I lean forward.  ”Well..look:  you know I did a Google search yesterday to see if anybody had written about this the way I hope to…but it’s about a bunch of whores on the American frontier who get tired of living on their backs and decide to steal a bunch of horses and drive them all the way to …

“Really?  You know, that sounds a lot like a spin-off of Lonesome Dove, when the ex- Texas Ranger  Woodrow Call decides to take cattle to Montana Territory….”

“Yeah. You really can’t help being derivative these days.  Everything worth reading has been written already, practically… But you’re right, it is a spin-off.  I started thinking about how Lonesome Dove is all about the power and mobility of men– except for one woman character and she holds down a ranch, but one of the characters is a prostitute and she is portrayed as so fragile and vulnerable…enough already– I bet the women of the mining camps and prairie towns who survived by turning tricks were actually pretty strong.  They were just practical.  They found a niche market.”

“Nice. “ The interviewer is musing, reviewing her notes.  ”Is this your serious work?”

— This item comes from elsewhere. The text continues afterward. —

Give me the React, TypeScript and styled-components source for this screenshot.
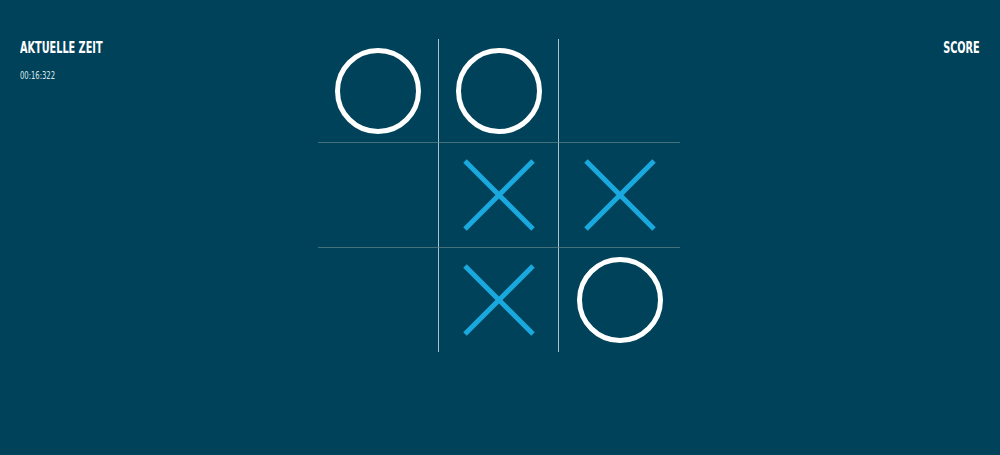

“Well, it’s serious, yes, I would say that if you plan on writing something for as long as it takes to write it, you’re serious….  I should really be thinking about surgery on my deformed, improperly healed broken leg, even perhaps launching a lawsuit over the whole mess, but that depresses me.  It doesn’t depress me to write about whores in rebellion in the male-dominated Southwest… I hope to write one or two pages a day and see where it goes. “

“Have you started?

“Sort of.  I have a character in mind….”

“What about a title?  Got a title?”

“Glad you asked.  Westward the Ho’s.”